Earlier this month, the Kingdom announced the discovery of hydrocarbon deposits containing at least 80 billion barrels of tight oil and 10-20 trillion cubic feet of deep natural gas in a new offshore field off the west coast.
“The find – if verified by an international oil consortium as being technically and economically recoverable – could stimulate private investment in the country's energy sector in the near term,” Moody’s said in its report.
In the medium term, the discovery could increase government oil-and gas-related revenue and reduce the country's fiscal and current account deficit.
According to the US Energy Information Administration (EIA), Bahrain’s onshore oil reserves are estimated at 125 million barrels, all located in the Awali oil field, and at the current rate of production will last less than seven years.

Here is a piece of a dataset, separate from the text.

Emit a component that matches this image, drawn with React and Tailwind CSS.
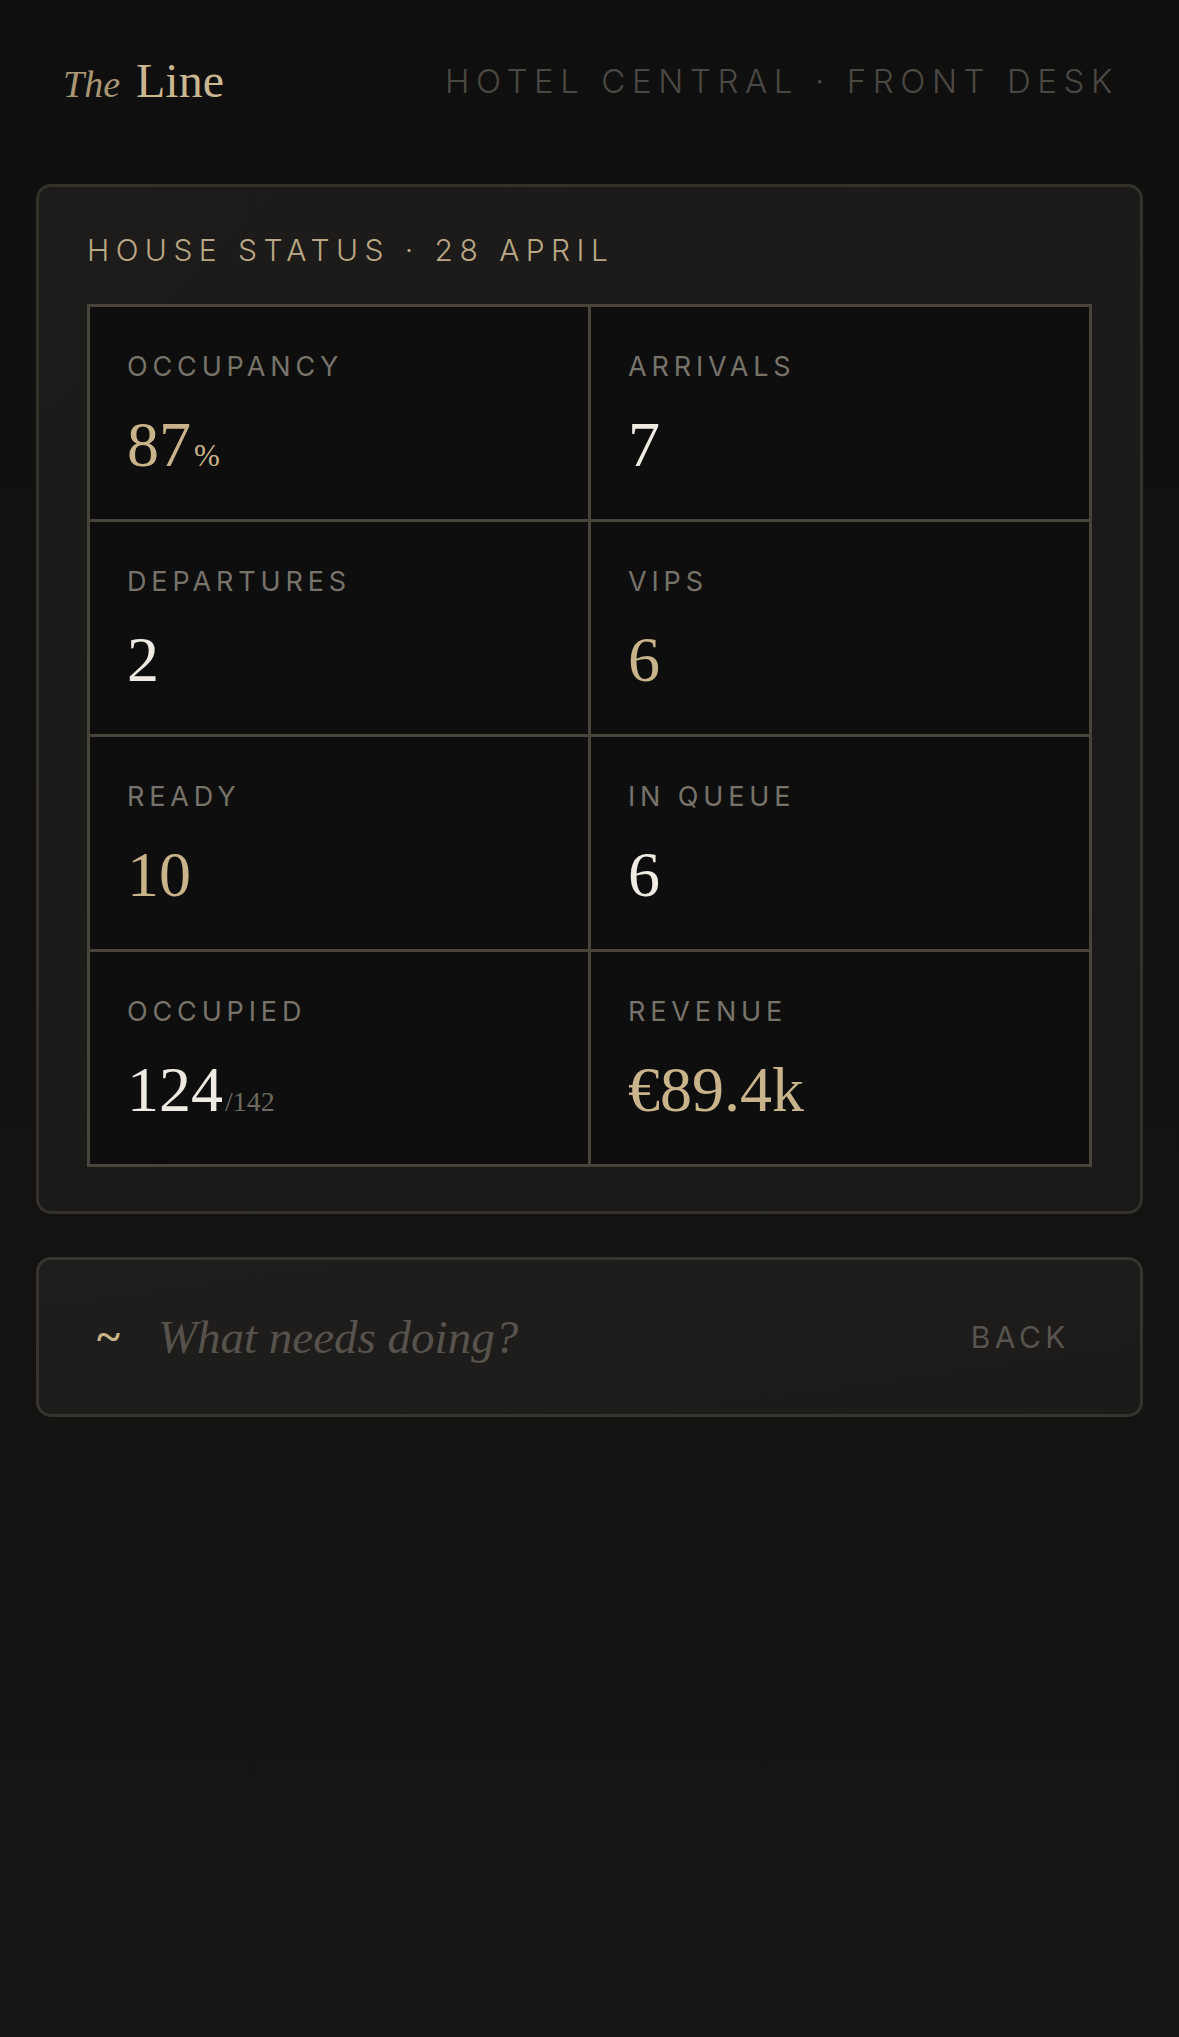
import React from "react";

const serif = "font-['Liberation_Serif','Times_New_Roman',serif]";
const sans = "font-['Inter','Liberation_Sans',sans-serif]";

function Cell({ label, children }) {
  return (
    <div className="h-[212px] bg-[#0e0e0e] pl-[37px] pt-[46px]">
      <div className={`${sans} text-[27px] leading-[27px] tracking-[0.18em] text-[#77736b]`}>{label}</div>
      <div className={`${serif} mt-[33px] flex items-baseline text-[64px] leading-[64px]`}>{children}</div>
    </div>
  );
}

export default function App() {
  return (
    <div className="min-h-[2037px] w-full bg-gradient-to-b from-[#0f0f0f] to-[#161513]">
      <header className="flex h-[162px] items-center justify-between pl-[63px] pr-[60px]">
        <div className={`${serif} flex items-baseline`}>
          <span className="text-[38px] italic leading-none text-[#a99675]">The</span>
          <span className="ml-[16px] text-[48px] leading-none text-[#cab791]">Line</span>
        </div>
        <div className={`${sans} text-[33px] font-light leading-none tracking-[0.2em] text-[#4b4843]`}>
          HOTEL CENTRAL · FRONT DESK
        </div>
      </header>

      <section className="mx-[36px] mt-[22px] rounded-[15px] border-[3px] border-[#34312a] bg-gradient-to-br from-[#1d1c1a] to-[#1a1917] px-[48px] pb-[44px] pt-[48px]">
        <h2 className={`${sans} text-[30px] font-light leading-[30px] tracking-[0.215em] text-[#b9a785]`}>
          HOUSE STATUS · 28 APRIL
        </h2>
        <div className="mt-[39px] grid grid-cols-2 gap-[3px] bg-[#48443a] p-[3px]">
          <Cell label="OCCUPANCY">
            <span className="text-[#c8b38b]">87</span>
            <span className="ml-[3px] text-[31px] text-[#c8b38b]">%</span>
          </Cell>
          <Cell label="ARRIVALS">
            <span className="text-[#efebe3]">7</span>
          </Cell>
          <Cell label="DEPARTURES">
            <span className="text-[#efebe3]">2</span>
          </Cell>
          <Cell label="VIPS">
            <span className="text-[#c8b38b]">6</span>
          </Cell>
          <Cell label="READY">
            <span className="text-[#c8b38b]">10</span>
          </Cell>
          <Cell label="IN QUEUE">
            <span className="text-[#efebe3]">6</span>
          </Cell>
          <Cell label="OCCUPIED">
            <span className="text-[#efebe3]">124</span>
            <span className="ml-[2px] text-[28px] text-[#6d695f]">/142</span>
          </Cell>
          <Cell label="REVENUE">
            <span className="text-[#c8b38b]">€89.4k</span>
          </Cell>
        </div>
      </section>

      <section className="mx-[36px] mt-[43px] flex h-[160px] items-center rounded-[15px] border-[3px] border-[#37342d] bg-gradient-to-br from-[#1f1e1c] to-[#1c1b19] pl-[58px] pr-[70px]">
        <span className={`${serif} text-[44px] font-bold leading-none text-[#c8b38b]`}>~</span>
        <span className={`${serif} ml-[38px] flex-1 text-[47px] italic leading-none text-[#57534c]`}>
          What needs doing?
        </span>
        <span className={`${sans} text-[30px] leading-none tracking-[0.15em] text-[#57544e]`}>BACK</span>
      </section>
    </div>
  );
}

A large increase in oil production, and associated fiscal revenue, could therefore materially reduce Bahrain's budget deficit, which was as high as 17.8 percent of GDP in 2016, the report added said.
Despite the upbeat note, Moody’s warned that the amount of discovered oil and gas resource and the recoverable cost was still unknown.
Using a recovery factor of 3 percent as a plausible assumption, it said that Bahrain’s new oil find could eventually yield up to 2.4 billion barrels of recoverable oil reserves
Additionally, it may take several years of geological and engineering work, and so there remains an additional layer of uncertainty as to how quickly Bahrain could ramp up its oil production.
"Therefore, we would not expect new oil production to impact Bahrain's economic and fiscal metrics for at least another five years," the report added.
Meanwhile, consultancy BMI Research noted that while there could be some upside for growth and fiscal revenues, the discovery is unlikely to be a “game-changer” for the country’s longer-term trade or fiscal dynamics.
“Extraction will be fraught with technical difficulties, pushing up operating costs at the field, such that the government will have to provide generous contract terms to partner companies. We believe this will limit prospects for a significant boost to the country’s fiscal revenues and balance of payments dynamics,” BMI Research said.